Chaos Monkey for Managers: Building Resilient Teams

Who is hoarding all the knowledge?

By Ibrahim Diallo

Published Jun 2 2025 ~ 5 minutes read

Imagine a mischievous agent of disruption. Not somewhere hidden in a server room where no regular human can notice. No. Imagine it right here in your office building. Forget about unplugged servers for a moment. Our "chaos monkey" is a little more… creative. This monkey lurks around meeting rooms and in a blink of an eye, you see a chair swiveling, empty. The monkey snatched your coworker away.

I’m feeling a bit dramatic today, but I want to highlight the fragility that can exist in unexpected places within an organization.
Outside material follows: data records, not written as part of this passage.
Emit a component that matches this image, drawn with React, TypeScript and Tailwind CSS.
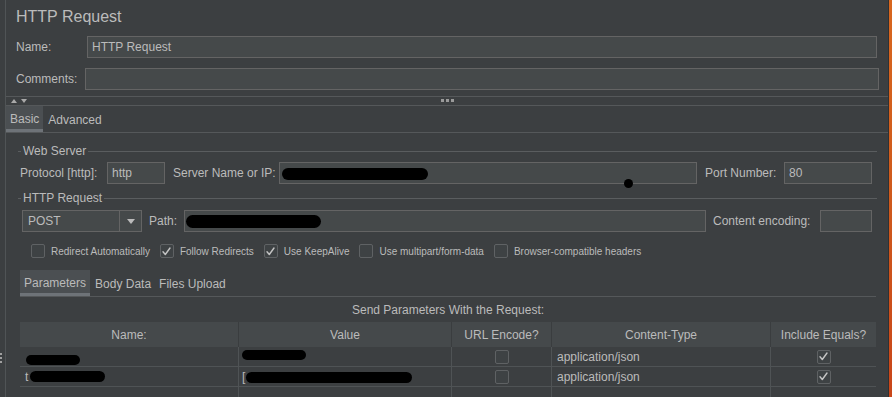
import React from 'react';

const text = 'text-[#bbbbbb]';

function Check({ checked }: { checked?: boolean }) {
  return (
    <span className="flex h-[14px] w-[14px] shrink-0 items-center justify-center rounded-[2px] border border-[#5f6264] bg-[#3e4244]">
      {checked && (
        <svg width="11" height="11" viewBox="0 0 11 11" fill="none">
          <path d="M2 5.8 L4.3 8.5 L9 2" stroke="#c4c4c4" strokeWidth="1.4" strokeLinecap="round" strokeLinejoin="round" />
        </svg>
      )}
    </span>
  );
}

function Blob({ w, h = 12, className = '' }: { w: number; h?: number; className?: string }) {
  return (
    <span
      className={`inline-block shrink-0 rounded-full bg-black ${className}`}
      style={{ width: w, height: h }}
    />
  );
}

function GroupTitle({ label }: { label: string }) {
  return (
    <div className="flex h-[14px] items-center">
      <span className="h-px w-[3px] bg-[#5a5d5f]" />
      <span className="px-[2px] text-[12px] leading-none">{label}</span>
      <span className="h-px flex-1 bg-[#5a5d5f]" />
    </div>
  );
}

function Field({ className = '', children }: { className?: string; children?: React.ReactNode }) {
  return (
    <div
      className={`flex h-[22px] items-center border border-[#646464] bg-[#45494a] px-[4px] text-[12px] ${className}`}
    >
      {children}
    </div>
  );
}

function Header() {
  return (
    <div>
      <div className="h-[36px] pl-[10px] pt-[7px] text-[16px] leading-[20px]">HTTP Request</div>
      <div className="flex h-[22px] items-center pl-[10px] text-[12px]">
        <span className="w-[71px]">Name:</span>
        <Field className="w-[790px]">HTTP Request</Field>
      </div>
      <div className="mt-[10px] flex h-[22px] items-center pl-[10px] text-[12px]">
        <span className="w-[69px]">Comments:</span>
        <Field className="w-[794px]" />
      </div>
      <div className="relative mt-[6px] flex h-[10px] items-center border-y border-[#55585a]">
        <div className="ml-[5px] flex gap-[4px]">
          <svg width="6" height="4" viewBox="0 0 6 4">
            <path d="M0 4 L3 0 L6 4Z" fill="#a9a9a9" />
          </svg>
          <svg width="6" height="4" viewBox="0 0 6 4">
            <path d="M0 0 L6 0 L3 4Z" fill="#a9a9a9" />
          </svg>
        </div>
        <div className="absolute left-[435px] top-[2px] flex gap-[2px]">
          <span className="h-[3px] w-[3px] bg-[#9a9a9a]" />
          <span className="h-[3px] w-[3px] bg-[#9a9a9a]" />
          <span className="h-[3px] w-[3px] bg-[#9a9a9a]" />
        </div>
      </div>
    </div>
  );
}

function Tabs({ items, className = '' }: { items: string[]; className?: string }) {
  return (
    <div className={`flex h-[27px] border-b border-[#55585a] text-[12px] ${className}`}>
      {items.map((t, i) => (
        <div
          key={t}
          className={
            i === 0
              ? 'flex items-center border-b-[3px] border-[#6e7378] bg-[#4b4f52] px-[4px] pt-[2px]'
              : 'ml-[2px] flex items-center px-[3px] pt-[2px]'
          }
        >
          {t}
        </div>
      ))}
    </div>
  );
}

function WebServer() {
  return (
    <div className="ml-[12px] pt-[11px] w-[859px]">
      <GroupTitle label="Web Server" />
      <div className="relative mt-[4px] flex items-center pl-[2px] text-[12px]">
        <span className="w-[87px]">Protocol [http]:</span>
        <Field className="w-[58px]">http</Field>
        <span className="ml-[8px] w-[106px]">Server Name or IP:</span>
        <Field className="w-[418px] pl-[2px]">
          <Blob w={146} h={12} className="mt-[2px]" />
        </Field>
        <span className="ml-[8px] w-[79px]">Port Number:</span>
        <Field className="w-[88px]">80</Field>
        <span className="absolute left-[606px] top-[17px] h-[9px] w-[9px] rounded-full bg-black" />
      </div>
      <div className="mt-[7px]">
        <GroupTitle label="HTTP Request" />
      </div>
      <div className="mt-[5px] flex items-center pl-[4px] pr-[5px] text-[12px]">
        <div className="flex h-[22px] w-[120px] items-center border border-[#646464] bg-[#45494a]">
          <span className="flex-1 pl-[5px]">POST</span>
          <span className="flex h-full w-[22px] items-center justify-center border-l border-[#646464]">
            <svg width="8" height="5" viewBox="0 0 8 5">
              <path d="M0 0 L8 0 L4 5Z" fill="#bbbbbb" />
            </svg>
          </span>
        </div>
        <span className="ml-[7px] w-[35px]">Path:</span>
        <Field className="flex-1 pl-[1px]">
          <Blob w={135} h={13} className="mt-[1px]" />
        </Field>
        <span className="ml-[7px] w-[107px]">Content encoding:</span>
        <Field className="w-[52px]" />
      </div>
      <div className="mt-[12px] flex h-[14px] items-center text-[10px]">
        <div className="ml-[13px] flex items-center gap-[6px]">
          <Check />
          <span>Redirect Automatically</span>
        </div>
        <div className="ml-[10px] flex items-center gap-[6px]">
          <Check checked />
          <span>Follow Redirects</span>
        </div>
        <div className="ml-[10px] flex items-center gap-[6px]">
          <Check checked />
          <span>Use KeepAlive</span>
        </div>
        <div className="ml-[10px] flex items-center gap-[6px]">
          <Check />
          <span>Use multipart/form-data</span>
        </div>
        <div className="ml-[10px] flex items-center gap-[6px]">
          <Check />
          <span>Browser-compatible headers</span>
        </div>
      </div>
    </div>
  );
}

const cols = 'grid grid-cols-[218px_213px_100px_219px_106px]';

function ParamRow({ name, value }: { name: React.ReactNode; value: React.ReactNode }) {
  return (
    <div className={`${cols} h-[20px] border-b border-[#4f5355] text-[12px]`}>
      <div className="flex items-center overflow-hidden pl-[5px]">{name}</div>
      <div className="flex items-center overflow-hidden border-l border-[#4f5355] pl-[3px]">{value}</div>
      <div className="flex items-center justify-center border-l border-[#4f5355]">
        <Check />
      </div>
      <div className="flex items-center border-l border-[#4f5355] pl-[5px]">application/json</div>
      <div className="flex items-center justify-center border-l border-[#4f5355]">
        <Check checked />
      </div>
    </div>
  );
}

function Parameters() {
  return (
    <div className="ml-[14px] pt-[12px] w-[856px]">
      <Tabs items={['Parameters', 'Body Data', 'Files Upload']} />
      <div className="flex h-[25px] items-center justify-center text-[12px]">
        Send Parameters With the Request:
      </div>
      <div className={`${cols} h-[25px] bg-[#45494b] text-[12px]`}>
        <div className="flex items-center justify-center">Name:</div>
        <div className="flex items-center justify-center border-l border-[#3a3d3f]">Value</div>
        <div className="flex items-center justify-center border-l border-[#3a3d3f]">URL Encode?</div>
        <div className="flex items-center justify-center border-l border-[#3a3d3f]">Content-Type</div>
        <div className="flex items-center justify-center border-l border-[#3a3d3f]">Include Equals?</div>
      </div>
      <ParamRow
        name={<Blob w={54} h={10} className="ml-[1px] mt-[7px]" />}
        value={<Blob w={64} h={10} className="mb-[3px]" />}
      />
      <ParamRow
        name={
          <>
            <span>t</span>
            <Blob w={75} h={11} className="ml-[2px]" />
          </>
        }
        value={
          <>
            <span>[</span>
            <Blob w={166} h={11} className="ml-[1px] mt-[2px]" />
          </>
        }
      />
      <div className={`${cols} h-[20px]`}>
        <div />
        <div className="border-l border-[#4f5355]" />
        <div className="border-l border-[#4f5355]" />
        <div className="border-l border-[#4f5355]" />
        <div className="border-l border-[#4f5355]" />
      </div>
    </div>
  );
}

export default function App() {
  return (
    <div
      className={`flex h-[397px] w-[892px] overflow-hidden bg-[#3c3f41] font-['Liberation_Sans',Arial,sans-serif] ${text}`}
    >
      <div className="flex w-[5px] flex-col pt-[353px]">
        <span className="h-[2px] w-[2px] bg-[#a0a0a0]" />
        <span className="mt-[2px] h-[2px] w-[2px] bg-[#a0a0a0]" />
        <span className="mt-[2px] h-[2px] w-[2px] bg-[#a0a0a0]" />
      </div>
      <div className="w-px bg-[#505456]" />
      <div className="w-[882px]">
        <Header />
        <Tabs items={['Basic', 'Advanced']} />
        <WebServer />
        <Parameters />
      </div>
      <div className="w-px bg-[#2f3133]" />
      <div className="w-[3px] bg-gradient-to-b from-[#d8671f] via-[#cf5a1c] to-[#c9461a]" />
    </div>
  );
}
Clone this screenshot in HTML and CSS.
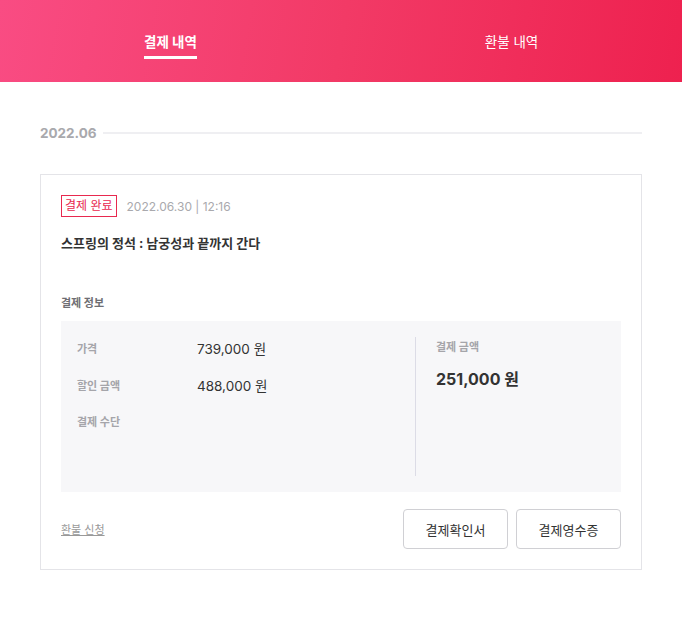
FILE: index.html
```html
<!DOCTYPE html>
<html lang="ko">
<head>
<meta charset="utf-8">
<link rel="stylesheet" href="styles.css">
</head>
<body>
<header class="tabs">
  <div class="tab"><span class="tab-label active">결제 내역</span></div>
  <div class="tab"><span class="tab-label">환불 내역</span></div>
</header>
<main class="content">
  <div class="month-row">
    <span class="month">2022.06</span>
    <span class="month-line"></span>
  </div>
  <section class="card">
    <div class="meta">
      <span class="badge">결제 완료</span>
      <span class="date">2022.06.30 | 12:16</span>
    </div>
    <h2 class="title">스프링의 정석 : 남궁성과 끝까지 간다</h2>
    <h3 class="info-title">결제 정보</h3>
    <div class="info-box">
      <div class="info-left">
        <div class="info-row"><span class="label">가격</span><span class="value">739,000 원</span></div>
        <div class="info-row"><span class="label">할인 금액</span><span class="value">488,000 원</span></div>
        <div class="info-row"><span class="label">결제 수단</span><span class="value"></span></div>
      </div>
      <div class="info-right">
        <span class="label">결제 금액</span>
        <span class="total">251,000 원</span>
      </div>
    </div>
    <div class="actions">
      <a class="refund">환불 신청</a>
      <div class="buttons">
        <button class="btn">결제확인서</button>
        <button class="btn">결제영수증</button>
      </div>
    </div>
  </section>
</main>
</body>
</html>
```
FILE: styles.css
```css
* { box-sizing: border-box; }
body {
  margin: 0;
  background: #fff;
  font-family: Inter, "Noto Sans CJK KR", "Noto Sans", sans-serif;
  color: #333;
}
.tabs {
  display: flex;
  height: 82px;
  padding-top: 32px;
  background: linear-gradient(100deg, #f94c83 0%, #f23a66 50%, #ee214f 100%);
}
.tab {
  flex: 1;
  display: flex;
  justify-content: center;
  align-items: flex-start;
}
.tab-label {
  color: #fff;
  font-size: 13.5px;
  line-height: 20px;
  font-weight: 400;
  padding-bottom: 4px;
  border-bottom: 3px solid transparent;
}
.tab-label.active {
  font-weight: 700;
  border-bottom-color: #fff;
}
.content {
  padding: 41px 40px 0;
}
.month-row {
  display: flex;
  align-items: center;
  gap: 6px;
}
.month {
  font-size: 13.5px;
  line-height: 20px;
  font-weight: 700;
  color: #a9a9ad;
}
.month-line {
  flex: 1;
  height: 2px;
  background: #efeff2;
}
.card {
  margin-top: 31px;
  border: 1px solid #e4e4e8;
  padding: 20px 20px 20px;
}
.meta {
  display: flex;
  align-items: center;
  gap: 10px;
}
.badge {
  display: inline-block;
  border: 1px solid #e8294f;
  color: #e8294f;
  font-size: 12px;
  line-height: 20px;
  padding: 0 3px;
}
.date {
  font-size: 12px;
  color: #a9a9ad;
}
.title {
  margin: 16px 0 0;
  font-size: 13px;
  line-height: 20px;
  font-weight: 700;
  color: #333;
}
.info-title {
  margin: 42px 0 0;
  font-size: 11px;
  line-height: 16px;
  font-weight: 700;
  color: #6e6e73;
}
.info-box {
  margin-top: 10px;
  background: #f7f7f9;
  padding: 16px 16px 16px;
  display: flex;
  height: 171px;
}
.info-left {
  width: 339px;
  border-right: 1px solid #dcdce6;
  display: flex;
  flex-direction: column;
  gap: 17px;
}
.info-row {
  display: grid;
  grid-template-columns: 120px auto;
  align-items: center;
  height: 20px;
}
.label {
  font-size: 11px;
  font-weight: 700;
  color: #a5a5aa;
}
.value {
  font-size: 13.5px;
  color: #333;
  padding-top: 1px;
}
.info-right {
  padding-left: 20px;
  display: flex;
  flex-direction: column;
}
.info-right .label {
  line-height: 20px;
}
.total {
  margin-top: 10px;
  font-size: 16px;
  line-height: 24px;
  font-weight: 700;
  color: #333;
}
.actions {
  margin-top: 17px;
  display: flex;
  justify-content: space-between;
  align-items: center;
}
.refund {
  font-size: 11px;
  color: #999;
  text-decoration: underline;
}
.buttons {
  display: flex;
  gap: 8px;
}
.btn {
  width: 105px;
  height: 40px;
  background: #fff;
  border: 1px solid #d0d0d4;
  border-radius: 4px;
  font-family: Inter, "Noto Sans CJK KR", sans-serif;
  font-size: 13px;
  color: #333;
}
```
For engineers, the concept of a "Chaos Monkey" is well-established. It's a tool, often automated, that randomly terminates instances in a production environment. The goal? To proactively identify and eliminate single points of failure, forcing teams to build resilient, self-healing systems. If a server goes down unexpectedly, the system should seamlessly recover, with no discernible impact on the end-user.

But what if this "monkey" isn't targeting our technology, but our people? What happens when a critical individual – a key decision-maker, a vital source of knowledge, or even a seemingly indispensable team member – suddenly becomes unavailable?

In a past company, the CTO, a brilliant technical mind, had single-handedly devised the intricate algorithm for calculating crucial financial transactions. Cash-backs and cash-forwards. He then proceeded to directly code this logic into the core application. The problem? This vital piece of business intelligence lived solely within the lines of ruby on rails code he wrote, buried deep within a sprawling monolith repository.

There was no documentation, no shared understanding, no discussion outlining the rules. It wasn't until he left the company that the impact of this missing knowledge became apparent. It was a trial by fire. We had to decipher his code, to understand the fundamental rules governing a significant aspect of the business. In retrospect, perhaps he was our organizational chaos monkey, inadvertently exposing a critical weakness. The concentration of crucial information within a single individual. You can imagine how documentation and shared knowledge became a priority shortly after.

In contrast, my approach in my current role has been to build in redundancy from the get go. My philosophy is simple: when I take time off, the team should not just survive, but thrive. I actively avoid becoming a bottleneck. This means no hoarding of information, no secret strategies locked away. I believe in giving away the "secret sauce." When I resolve an issue, I call my team and we discuss how and why it was done. I not only share all the information I possess, but I also delegate significant responsibilities and grant autonomy. By equipping my team with the necessary context, they are empowered to make informed decisions, even in my absence.

This philosophy stands in direct opposition to the often-cited fear of job insecurity through knowledge sharing. The idea that holding onto vital information makes you indispensable is a fallacy. As I’ve written about before, this creates a fragile system, vulnerable to disruption. I worked with a .NET developer in a previous company, the only one in the company. Upon quitting, he would occasionally ask if the chaos had started. The truth was, his departure had minimal impact. His responsibilities were quickly absorbed, and projects continued without a hitch. The system, while not intentionally designed for his absence, proved more resilient than he had realized.

So, how do I introduce a bit of "chaos" into my own team to test our resilience? Ironically, life often throws curveballs my way unintentionally, like when I have to suddenly drop everything to care for my children. These unplanned absences force the team to adapt and problem-solve independently. Beyond these unplanned events, I also intentionally grant last-minute PTO requests whenever feasible. While seemingly a simple act of flexibility, it serves a crucial purpose: it immediately reveals any information silos or single points of dependency. If a team member needs to take unexpected time off, can their responsibilities be covered? Does critical knowledge reside solely in their head? These unplanned "chaos events" provide invaluable insights into our team's true resilience and highlight areas where we need to improve knowledge sharing and cross-training.

Building a resilient team, much like building a resilient system, requires a proactive approach. It means embracing the idea that unexpected disruptions are inevitable and designing our teams and processes to withstand them. It's about moving beyond the fear of redundancy and recognizing that true strength lies in a team where knowledge is distributed, individuals are empowered, and an unexpected absence doesn't bring everything to a standstill.